Monday, 2 February 2009

Latin American Herald Tribune reads Venezuela and Europe

The journalists from the Herald Tribute used my chart!
I prepared that one based on the statistics I have been collecting for Carabobo.
Here the original: ORIGINAL

Sunday, 1 February 2009

Chavez victory as a national holiday

Chávez has declared 2 February will be an official holiday in Venezuela from now on and that any company not accepting this would be fined. He came to power back then.

On 4 February 1992 Chávez, together with other military, try to topple the government of corrupt Carlos Andrés Pérez. Their bloody coup failed and Chávez was detained. Several months later, Chávez's compagnons tried another coup (with more murders) and failed again.

6 years later, on 2 February, Chávez was elected president of Venezuela. Chávez has always claimed his coup was the only response possible to Carlos Andrés Pérez as this one had given orders to shoot thousands of people in the Caracazo, the riots of 1989, brutally suppressed by the military.

The thing is that:

1- Back then the president of Venezuela could rule for 5 years only and NO immediate reelection (thus, anyone had to wait at least 5 years) and Pérez was going to get out of office in 1994 anyway.

2- Chávez, as an officer with many connections, had enough information to do something about it by going public, going to the press, etc

3- Chávez did NOTHING to prosecute anyone about the 1989 shootings and Pérez did not shoot 100 or 3000 people alone, it was an action carried out by the military and the police

4- Many of those military are actually the people who supported and still support Chávez

And now Venezuelans are going to have a day off to celebrate that bloody coup.

What is next? Will we start calling streets after Chávez?

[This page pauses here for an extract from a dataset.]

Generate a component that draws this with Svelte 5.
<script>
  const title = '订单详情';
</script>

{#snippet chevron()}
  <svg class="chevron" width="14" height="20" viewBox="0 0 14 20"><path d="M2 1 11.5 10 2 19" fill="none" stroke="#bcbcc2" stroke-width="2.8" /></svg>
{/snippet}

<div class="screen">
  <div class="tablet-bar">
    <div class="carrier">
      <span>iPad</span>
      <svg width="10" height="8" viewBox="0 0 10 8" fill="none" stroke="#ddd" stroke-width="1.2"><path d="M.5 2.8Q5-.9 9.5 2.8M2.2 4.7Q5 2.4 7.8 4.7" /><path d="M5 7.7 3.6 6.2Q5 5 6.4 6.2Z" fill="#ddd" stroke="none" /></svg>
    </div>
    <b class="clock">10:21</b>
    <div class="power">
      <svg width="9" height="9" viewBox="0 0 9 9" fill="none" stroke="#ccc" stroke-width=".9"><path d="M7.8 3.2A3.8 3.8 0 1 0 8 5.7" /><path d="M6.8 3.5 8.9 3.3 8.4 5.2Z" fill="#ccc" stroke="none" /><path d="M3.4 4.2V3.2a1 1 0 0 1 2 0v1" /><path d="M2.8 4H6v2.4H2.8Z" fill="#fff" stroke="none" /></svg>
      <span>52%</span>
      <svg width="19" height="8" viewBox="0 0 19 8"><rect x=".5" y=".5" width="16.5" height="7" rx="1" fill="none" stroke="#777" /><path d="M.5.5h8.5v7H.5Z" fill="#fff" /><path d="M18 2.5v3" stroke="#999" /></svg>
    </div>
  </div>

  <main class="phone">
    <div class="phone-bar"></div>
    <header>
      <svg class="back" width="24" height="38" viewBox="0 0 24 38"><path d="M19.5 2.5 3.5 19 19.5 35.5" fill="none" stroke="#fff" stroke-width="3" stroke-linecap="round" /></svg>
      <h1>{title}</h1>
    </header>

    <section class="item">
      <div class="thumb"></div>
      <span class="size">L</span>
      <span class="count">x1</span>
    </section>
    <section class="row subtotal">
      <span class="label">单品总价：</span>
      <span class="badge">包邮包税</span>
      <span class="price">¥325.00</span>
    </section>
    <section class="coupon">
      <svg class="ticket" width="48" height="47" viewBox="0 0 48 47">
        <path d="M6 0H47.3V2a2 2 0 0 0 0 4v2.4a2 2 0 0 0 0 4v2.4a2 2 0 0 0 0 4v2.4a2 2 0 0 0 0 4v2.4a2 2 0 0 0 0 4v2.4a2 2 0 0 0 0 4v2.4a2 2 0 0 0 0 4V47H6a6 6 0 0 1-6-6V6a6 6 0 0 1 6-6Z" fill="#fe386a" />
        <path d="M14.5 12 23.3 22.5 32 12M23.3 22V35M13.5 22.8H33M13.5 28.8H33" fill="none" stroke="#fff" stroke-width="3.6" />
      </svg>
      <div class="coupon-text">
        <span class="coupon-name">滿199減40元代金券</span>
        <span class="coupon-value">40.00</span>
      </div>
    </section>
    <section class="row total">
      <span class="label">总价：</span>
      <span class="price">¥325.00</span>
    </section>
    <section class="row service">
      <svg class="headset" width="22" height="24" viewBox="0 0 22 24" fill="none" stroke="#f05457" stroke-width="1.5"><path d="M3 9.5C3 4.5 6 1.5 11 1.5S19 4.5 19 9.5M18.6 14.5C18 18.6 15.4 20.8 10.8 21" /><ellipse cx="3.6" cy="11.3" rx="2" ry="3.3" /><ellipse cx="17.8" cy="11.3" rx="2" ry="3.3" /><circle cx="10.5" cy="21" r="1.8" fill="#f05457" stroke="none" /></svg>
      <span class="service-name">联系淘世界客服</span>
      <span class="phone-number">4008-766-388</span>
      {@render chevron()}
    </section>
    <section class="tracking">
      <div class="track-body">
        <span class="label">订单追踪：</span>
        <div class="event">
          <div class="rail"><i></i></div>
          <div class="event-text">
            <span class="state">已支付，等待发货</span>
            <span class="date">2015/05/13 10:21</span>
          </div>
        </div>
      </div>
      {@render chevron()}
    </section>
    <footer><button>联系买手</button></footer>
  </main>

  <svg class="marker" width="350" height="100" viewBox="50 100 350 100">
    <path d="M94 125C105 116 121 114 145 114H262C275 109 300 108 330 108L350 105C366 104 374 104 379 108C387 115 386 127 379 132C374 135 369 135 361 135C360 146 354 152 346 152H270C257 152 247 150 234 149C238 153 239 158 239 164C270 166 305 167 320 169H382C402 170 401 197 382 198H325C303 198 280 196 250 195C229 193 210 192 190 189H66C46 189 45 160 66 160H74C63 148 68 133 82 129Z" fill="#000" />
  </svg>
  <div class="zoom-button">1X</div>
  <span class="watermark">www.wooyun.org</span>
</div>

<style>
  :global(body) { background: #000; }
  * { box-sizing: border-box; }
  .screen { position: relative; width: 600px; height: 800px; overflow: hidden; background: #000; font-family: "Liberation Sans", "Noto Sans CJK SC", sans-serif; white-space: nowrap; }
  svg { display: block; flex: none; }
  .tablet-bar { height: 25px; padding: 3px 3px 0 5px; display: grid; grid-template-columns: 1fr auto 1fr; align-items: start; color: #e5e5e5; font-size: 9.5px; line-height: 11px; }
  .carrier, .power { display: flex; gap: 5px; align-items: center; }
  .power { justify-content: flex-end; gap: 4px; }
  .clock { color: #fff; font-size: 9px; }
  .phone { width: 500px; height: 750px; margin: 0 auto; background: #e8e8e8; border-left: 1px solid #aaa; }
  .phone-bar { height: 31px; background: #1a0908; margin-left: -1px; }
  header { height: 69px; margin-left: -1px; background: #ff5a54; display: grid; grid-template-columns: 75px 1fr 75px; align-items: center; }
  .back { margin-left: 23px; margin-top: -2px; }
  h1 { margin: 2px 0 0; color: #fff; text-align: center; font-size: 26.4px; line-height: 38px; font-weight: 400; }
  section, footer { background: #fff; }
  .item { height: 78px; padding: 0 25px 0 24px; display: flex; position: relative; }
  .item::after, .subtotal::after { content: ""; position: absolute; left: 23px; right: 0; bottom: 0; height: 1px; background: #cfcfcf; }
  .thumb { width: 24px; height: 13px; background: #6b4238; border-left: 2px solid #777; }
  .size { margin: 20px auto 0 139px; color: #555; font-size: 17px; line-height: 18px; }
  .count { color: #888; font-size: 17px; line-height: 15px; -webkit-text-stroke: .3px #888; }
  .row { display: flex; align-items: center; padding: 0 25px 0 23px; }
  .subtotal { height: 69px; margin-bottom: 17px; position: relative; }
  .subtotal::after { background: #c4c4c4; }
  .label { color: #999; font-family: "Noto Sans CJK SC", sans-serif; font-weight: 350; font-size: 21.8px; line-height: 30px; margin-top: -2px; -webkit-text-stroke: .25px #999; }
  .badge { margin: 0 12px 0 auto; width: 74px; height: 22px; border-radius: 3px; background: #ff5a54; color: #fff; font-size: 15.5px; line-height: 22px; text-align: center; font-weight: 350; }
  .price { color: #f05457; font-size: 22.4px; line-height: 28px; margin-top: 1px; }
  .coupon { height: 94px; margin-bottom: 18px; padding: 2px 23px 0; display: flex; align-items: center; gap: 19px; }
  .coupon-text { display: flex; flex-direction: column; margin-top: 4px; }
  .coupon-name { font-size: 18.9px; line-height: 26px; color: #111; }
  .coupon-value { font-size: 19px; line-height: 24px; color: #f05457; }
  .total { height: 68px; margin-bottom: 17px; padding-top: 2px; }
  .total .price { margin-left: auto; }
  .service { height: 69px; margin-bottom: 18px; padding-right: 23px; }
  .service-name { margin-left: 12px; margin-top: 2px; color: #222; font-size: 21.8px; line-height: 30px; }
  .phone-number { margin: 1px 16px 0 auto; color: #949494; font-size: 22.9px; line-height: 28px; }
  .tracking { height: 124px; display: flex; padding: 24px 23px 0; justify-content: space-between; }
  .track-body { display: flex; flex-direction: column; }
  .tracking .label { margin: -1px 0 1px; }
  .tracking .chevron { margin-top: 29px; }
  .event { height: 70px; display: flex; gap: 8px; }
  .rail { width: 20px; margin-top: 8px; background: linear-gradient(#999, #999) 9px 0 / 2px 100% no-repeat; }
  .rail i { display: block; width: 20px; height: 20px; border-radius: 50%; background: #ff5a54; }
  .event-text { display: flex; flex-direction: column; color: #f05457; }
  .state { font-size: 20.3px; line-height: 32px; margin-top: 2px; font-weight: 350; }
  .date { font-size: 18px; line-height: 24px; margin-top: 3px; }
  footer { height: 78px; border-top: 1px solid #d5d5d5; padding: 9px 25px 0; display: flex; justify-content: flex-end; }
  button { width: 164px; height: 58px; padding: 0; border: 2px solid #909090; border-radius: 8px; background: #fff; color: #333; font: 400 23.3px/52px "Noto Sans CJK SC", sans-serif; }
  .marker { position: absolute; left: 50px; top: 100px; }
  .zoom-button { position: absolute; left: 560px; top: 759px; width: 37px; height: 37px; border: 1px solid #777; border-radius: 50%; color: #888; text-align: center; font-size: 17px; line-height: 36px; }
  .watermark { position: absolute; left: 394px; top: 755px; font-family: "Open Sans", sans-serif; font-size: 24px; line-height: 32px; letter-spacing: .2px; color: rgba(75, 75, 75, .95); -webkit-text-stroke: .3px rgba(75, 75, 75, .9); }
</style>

The poster below is an official governmental poster from last year. I wrote about it already in another post. This is a muscled Chávez (he is becoming actually fatter and fatter the longer he stays in that palace)

Ps. Sorry, I mixed up the coup day with the day Chávez came to power by democratic means.
Even if he is not Hitler, he came to power in a very similar pattern: first coup, then elections.